DNA Technology – answers to the exercises

Exercise 1: Query a public database

Which effect has this variant?

It causes a translation stop; Glu1157X

What are the characteristics of the FASTA format?

The first line starts with > followed by the identifier of the sequence (gi number in case of Genbank, an accession code in other databases) and optionally a description of the sequence. The sequence is on the consecutive lines. https://en.wikipedia.org/wiki/FASTA_format

Exercise 2: Data conversion/translation

How many lines in a fastq file describe one sequence?

4 lines. The first contains the accession code, the second the sequence, the third an optional description and the fourth the base quality scores.

How many sequences does the FASTA file contain?

11,052 sequences

Which organism(s) are in the dataset?

Candidatus Acetothermus autotrophicum DNA, large contig sequence, contig 4

Exercise 3: Compare two sequences to identify mutations

Which mutation causes Sickle cell disease?

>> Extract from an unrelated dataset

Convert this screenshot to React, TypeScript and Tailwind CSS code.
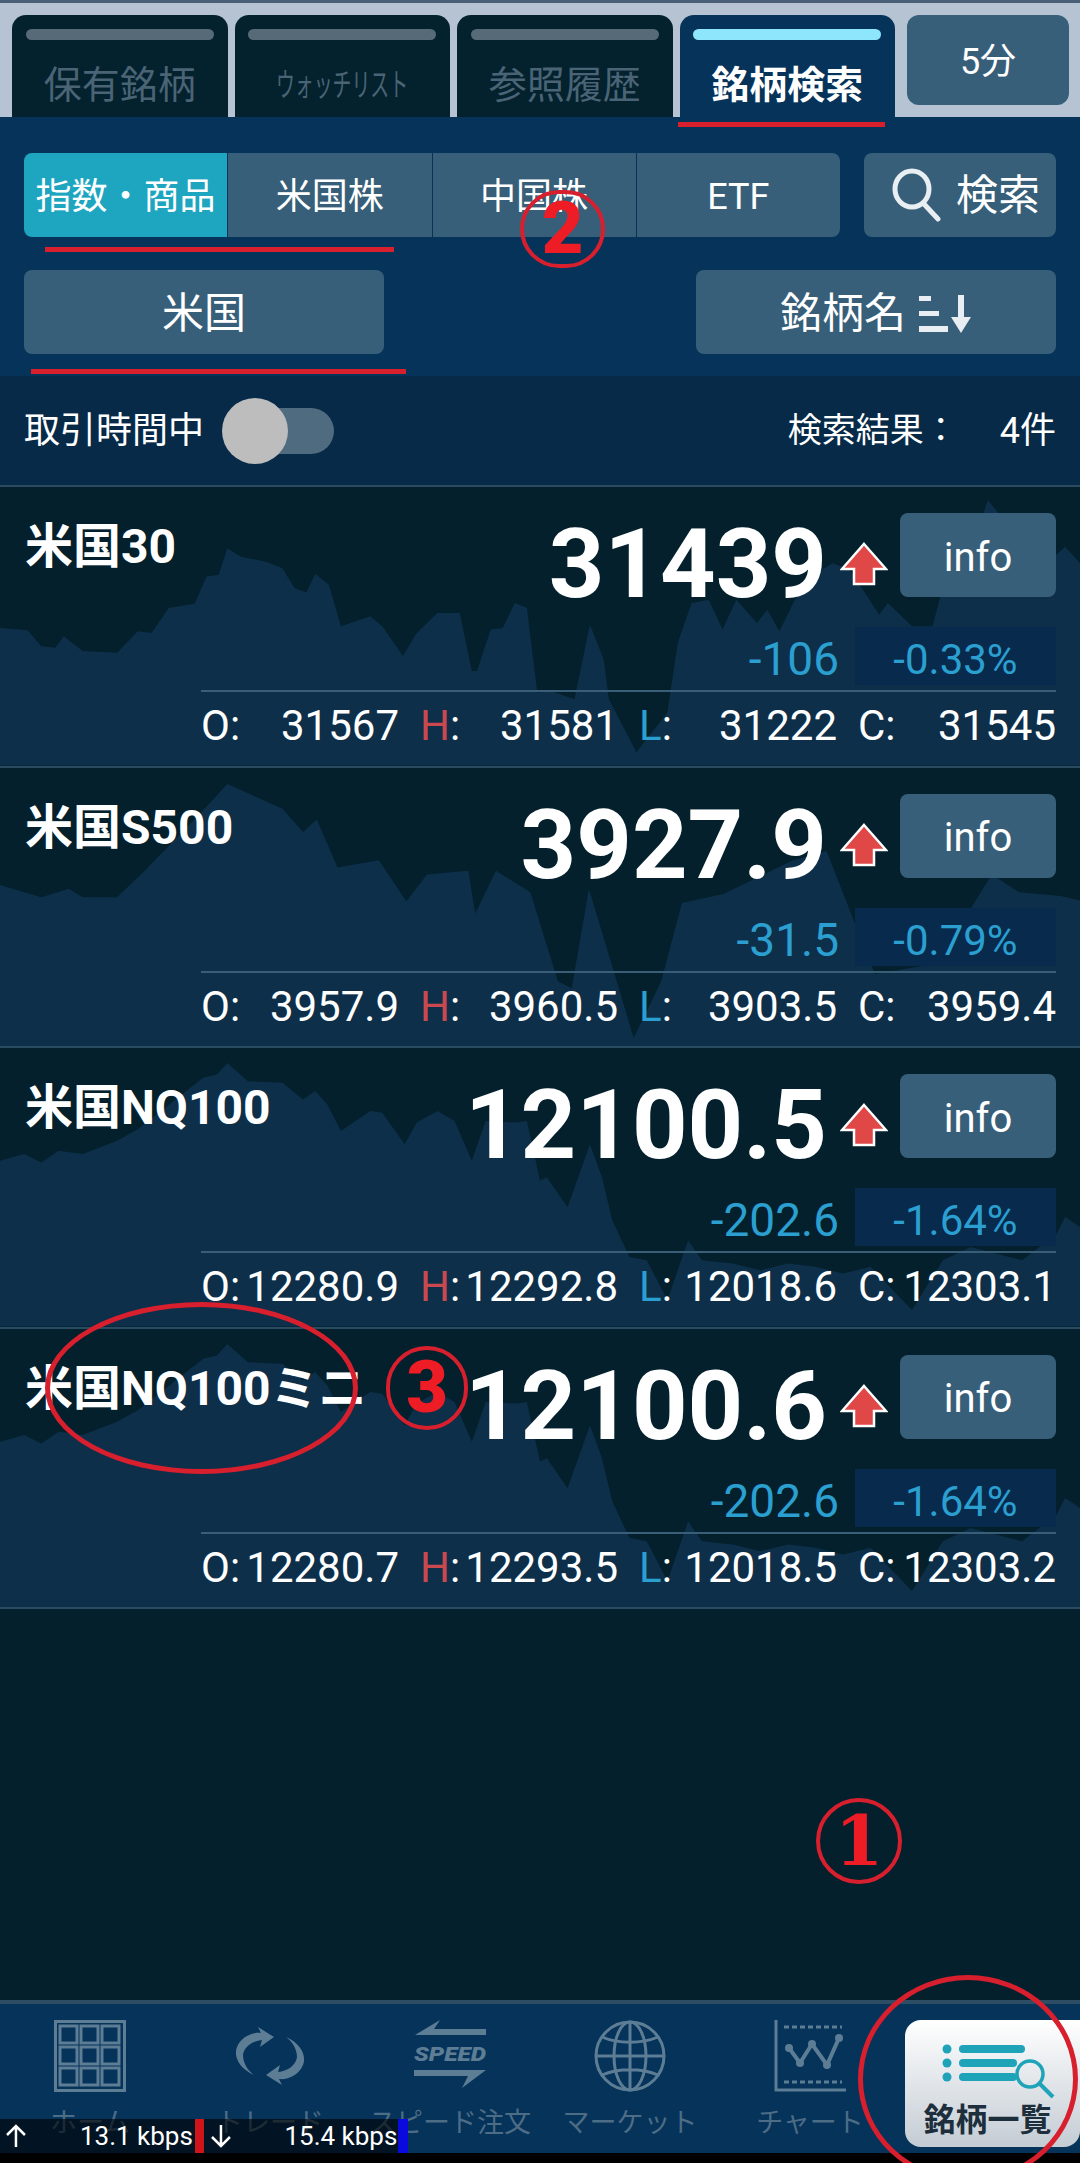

The sixth amino acid in the hemoglobin beta chain (HBB) is mutated from glutamic acid to valine (Glu6Val)

Identify the mutation which causes the change in amino acid

The amino acid “X” is not a variant. You see in the HBS sequence that some nucleotides are different from A, C, G or T. The other letters represent IUPAC codes (see IUPAC list). The “N” means that that base could not be determined. The “Y” represents a “T” or “C”, which in this case might or might not be the same as for the normal HBB.

Exercise 4: Pick primers to screen patients for the HBS mutation

Does the resulting primer set include the region with the mutation?

Yes! The easy way is to search for the start codon (ATG) in your browser and check if the sixth codon is included within the primer set.

What is the rs-id of the variant corresponding with the HBS phenotype?

rs334. In the dbSNP database you will find the frequency of the variant in different populations.

Exercise 5: Gene finding

What is wrong with this transcript?

The mutation in region 3713 (G>T) causes a translational stop. See the first exercise.